Post by sauvin » Tue Apr 08, 2014 6:15 pm

In the movie, after running away from his father's bottle and drinking buddy, it's the dead of night. Oskar is shown running towards a light on the road that's surrounded basically by a whole lot of nothing, almost as if he were running towards a light at the end of a tunnel. Together with the quietly menacing music accompanying this flight, what kind of symbolism is at work here, do you suppose? Something involving passage, or maybe even birth, but not necessarily a "positive" one.

There's no such scene in LMI. Without the 'drinking buddy' scene and the subsequent flight through the night, greater relative impact accrues to the bleeding-out scene in LMI. Oskar may already have been committed (and was just being a twerp when he says "What happens if you come in anyway?"), but for Owen, if there's a "no turning back" point in the movie, it may well be when he's holding his girlfriend in his arms and asking "What would have happened? Would you have died?"

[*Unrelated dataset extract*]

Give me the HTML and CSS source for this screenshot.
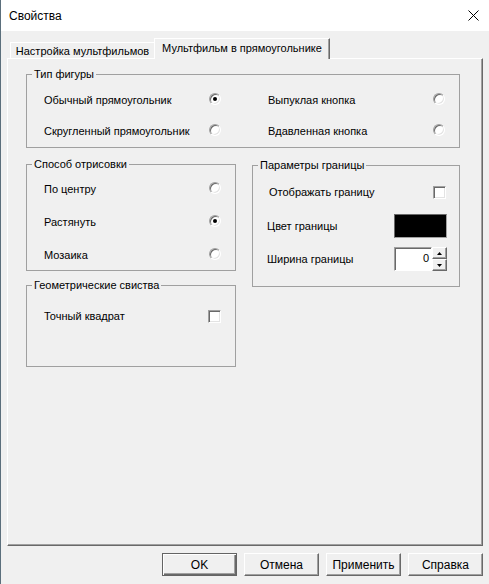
FILE: index.html
```html
<!DOCTYPE html>
<html lang="ru">
<head>
    <meta charset="UTF-8">
    <title>Свойства</title>
    <link rel="stylesheet" href="styles.css">
</head>
<body>
    <div class="window">
        <div class="titlebar">
            <span class="title">Свойства</span>
            <span class="close">
                <svg width="11" height="11" viewBox="0 0 11 11">
                    <path d="M0.5 0.5 L10.5 10.5 M10.5 0.5 L0.5 10.5" stroke="#000" stroke-width="1" fill="none"/>
                </svg>
            </span>
        </div>

        <div class="client">
            <div class="tabs">
                <div class="tab">Настройка мультфильмов</div>
                <div class="tab active">Мультфильм в прямоугольнике</div>
            </div>

            <div class="panel">
                <fieldset class="group group-shape">
                    <legend>Тип фигуры</legend>
                    <div class="shape-grid">
                        <div class="opt"><span>Обычный прямоугольник</span><span class="radio checked"></span></div>
                        <div class="opt"><span>Выпуклая кнопка</span><span class="radio"></span></div>
                        <div class="opt"><span>Скругленный прямоугольник</span><span class="radio"></span></div>
                        <div class="opt"><span>Вдавленная кнопка</span><span class="radio"></span></div>
                    </div>
                </fieldset>

                <div class="columns">
                    <div class="col-left">
                        <fieldset class="group group-draw">
                            <legend>Способ отрисовки</legend>
                            <div class="rows">
                                <div class="opt"><span>По центру</span><span class="radio"></span></div>
                                <div class="opt"><span>Растянуть</span><span class="radio checked"></span></div>
                                <div class="opt"><span>Мозаика</span><span class="radio"></span></div>
                            </div>
                        </fieldset>

                        <fieldset class="group group-geom">
                            <legend>Геометрические свиства</legend>
                            <div class="rows">
                                <div class="opt"><span>Точный квадрат</span><span class="check"></span></div>
                            </div>
                        </fieldset>
                    </div>

                    <fieldset class="group group-border">
                        <legend>Параметры границы</legend>
                        <div class="params">
                            <div class="param param-show"><span>Отображать границу</span><span class="check"></span></div>
                            <div class="param param-color"><span>Цвет границы</span><span class="swatch"></span></div>
                            <div class="param param-width">
                                <span>Ширина границы</span>
                                <span class="spin">
                                    <span class="spin-edit">0</span>
                                    <span class="spin-btns">
                                        <span class="spin-btn"><svg width="5" height="3" viewBox="0 0 5 3"><path d="M2.5 0 L5 3 L0 3 Z" fill="#000"/></svg></span>
                                        <span class="spin-btn"><svg width="5" height="3" viewBox="0 0 5 3"><path d="M0 0 L5 0 L2.5 3 Z" fill="#000"/></svg></span>
                                    </span>
                                </span>
                            </div>
                        </div>
                    </fieldset>
                </div>
            </div>

            <div class="actions">
                <button class="btn default">OK</button>
                <button class="btn">Отмена</button>
                <button class="btn">Применить</button>
                <button class="btn">Справка</button>
            </div>
        </div>
    </div>
</body>
</html>
```

FILE: styles.css
```css
body {
    margin: 0;
    font-family: "Liberation Sans", Arial, sans-serif;
    color: #000;
    background: #f0f0f0;
}

.window {
    width: 489px;
    height: 584px;
    box-sizing: border-box;
    border-left: 1px solid #5b6f7c;
    display: flex;
    flex-direction: column;
    background: #f0f0f0;
}

.titlebar {
    height: 31px;
    flex-shrink: 0;
    background: #fff;
    display: flex;
    align-items: center;
    justify-content: space-between;
    padding: 0 10px 0 8px;
    font-size: 12px;
}

.close {
    display: flex;
}

.client {
    flex: 1;
    display: flex;
    flex-direction: column;
    padding: 7px 6px 8px 6px;
    min-height: 0;
}

/* tabs */
.tabs {
    display: flex;
    align-items: flex-end;
    height: 20px;
    padding-left: 3px;
    font-size: 11px;
}

.tab {
    box-sizing: border-box;
    height: 16px;
    width: 144px;
    border-top: 1px solid #fff;
    border-left: 1px solid #fff;
    display: flex;
    align-items: center;
    justify-content: center;
    white-space: nowrap;
}

.tab.active {
    position: relative;
    z-index: 1;
    height: 21px;
    width: 176px;
    margin-bottom: -1px;
    background: #f0f0f0;
    border-right: 1px solid #696969;
    box-shadow: inset -1px 0 #a0a0a0;
    padding-bottom: 2px;
}

.panel {
    flex: 1;
    box-sizing: border-box;
    border-top: 1px solid #fff;
    border-left: 1px solid #fff;
    border-right: 1px solid #696969;
    border-bottom: 1px solid #696969;
    box-shadow: inset -1px -1px #a0a0a0;
    padding: 9px 22px 0 18px;
}

/* group boxes */
.group {
    margin: 0;
    padding: 0;
    min-width: 0;
    border: 1px solid #a0a0a0;
    font-size: 11px;
}

.group legend {
    margin-left: 5px;
    padding: 0 2px;
    line-height: 13px;
}

.shape-grid {
    display: grid;
    grid-template-columns: 1fr 1fr;
    column-gap: 47px;
    row-gap: 11px;
    padding: 9px 14px 6px 17px;
}

.opt {
    height: 20px;
    display: flex;
    align-items: center;
    justify-content: space-between;
    white-space: nowrap;
}

.columns {
    display: grid;
    grid-template-columns: 210px 208px;
    column-gap: 16px;
    align-items: start;
    margin-top: 10px;
}

.col-left {
    display: flex;
    flex-direction: column;
    gap: 8px;
}

.group-draw .rows {
    display: flex;
    flex-direction: column;
    gap: 13px;
    padding: 8px 14px 5px 17px;
}

.group-geom .rows {
    padding: 14px 14px 40px 17px;
}

.group-border {
    margin-top: 1px;
}

.params {
    padding: 10px 12px 15px 14px;
}

.param {
    display: flex;
    align-items: center;
    justify-content: space-between;
    white-space: nowrap;
}

.param-show {
    height: 20px;
    padding-left: 2px;
}

.param-show .check {
    margin-right: 1px;
}

.param-color {
    margin-top: 12px;
}

.param-width {
    margin-top: 9px;
}

/* controls */
.radio {
    box-sizing: border-box;
    width: 12px;
    height: 12px;
    border-radius: 50%;
    border: 1px solid;
    border-color: #a0a0a0 #fff #fff #a0a0a0;
    box-shadow: inset 1px 1px #696969, inset -1px -1px #e3e3e3;
    background: #fff;
    display: flex;
    align-items: center;
    justify-content: center;
    margin-bottom: 3px;
}

.radio.checked::after {
    content: "";
    width: 4px;
    height: 4px;
    border-radius: 50%;
    background: #000;
}

.check {
    box-sizing: border-box;
    width: 13px;
    height: 13px;
    border: 1px solid;
    border-color: #a0a0a0 #fff #fff #a0a0a0;
    box-shadow: inset 1px 1px #696969, inset -1px -1px #e3e3e3;
    background: #fff;
}

.swatch {
    box-sizing: border-box;
    width: 53px;
    height: 24px;
    background: #000;
    border: 1px solid;
    border-color: #696969 #a0a0a0 #a0a0a0 #696969;
}

.spin {
    display: flex;
    height: 24px;
}

.spin-edit {
    box-sizing: border-box;
    width: 38px;
    height: 24px;
    background: #fff;
    border: 1px solid;
    border-color: #a0a0a0 #fff #fff #a0a0a0;
    box-shadow: inset 1px 1px #696969;
    text-align: right;
    padding-right: 2px;
    line-height: 21px;
}

.spin-btns {
    display: flex;
    flex-direction: column;
    width: 15px;
}

.spin-btn {
    flex: 1;
    box-sizing: border-box;
    border: 1px solid;
    border-color: #fff #696969 #696969 #fff;
    box-shadow: inset -1px -1px #a0a0a0;
    background: #f0f0f0;
    display: flex;
    align-items: center;
    justify-content: center;
}

/* dialog buttons */
.actions {
    display: flex;
    justify-content: flex-end;
    gap: 7px;
    margin-top: 7px;
    height: 23px;
}

.btn {
    box-sizing: border-box;
    width: 75px;
    height: 23px;
    font-family: "Liberation Sans", Arial, sans-serif;
    font-size: 12px;
    color: #000;
    background: #f0f0f0;
    border: 1px solid;
    border-color: #fff #696969 #696969 #fff;
    box-shadow: inset -1px -1px #a0a0a0;
    padding: 0;
}

.btn.default {
    border-color: #646464;
    box-shadow: inset 1px 1px #fff, inset -1px -1px #696969, inset -2px -2px #a0a0a0;
}
```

Contrast this with Oskar's first question afterwards: "Who are you? (what have I let myself in for?)". What Owen brought to the table in that scene (and Oskar didn't) for me was that this may have been the very first time in his young life somebody else's life may have been put in danger by something he said or didn't say, or something that he did or didn't do, and it's left him at least temporarily rattled.

Overall, a major difference between the two boys is the impression I have (for which I can offer no real support) is that Oskar made a choice. This much could be said of either boy, witness that both had very strong reason to suspect he was risking his life to ask "are you a vampire", but Owen didn't have to haul his skinny butt into a Swedish winter night and hitchhike with strangers to do this; all he had to do was open a door, do a hop, a skip and half a step to knock on hers.

Oskar made a choice because the mother he was living with wasn't always busy making water from cheap wine or being swallowed whole by an electronic church; she probably actually was a good mother in material terms, if not in terms of emotional support (possible cultural differences alert!). He was leaving more behind than Owen was, and Owen was just drifting more or less aimlessly because he really didn't have any better direction to drift into.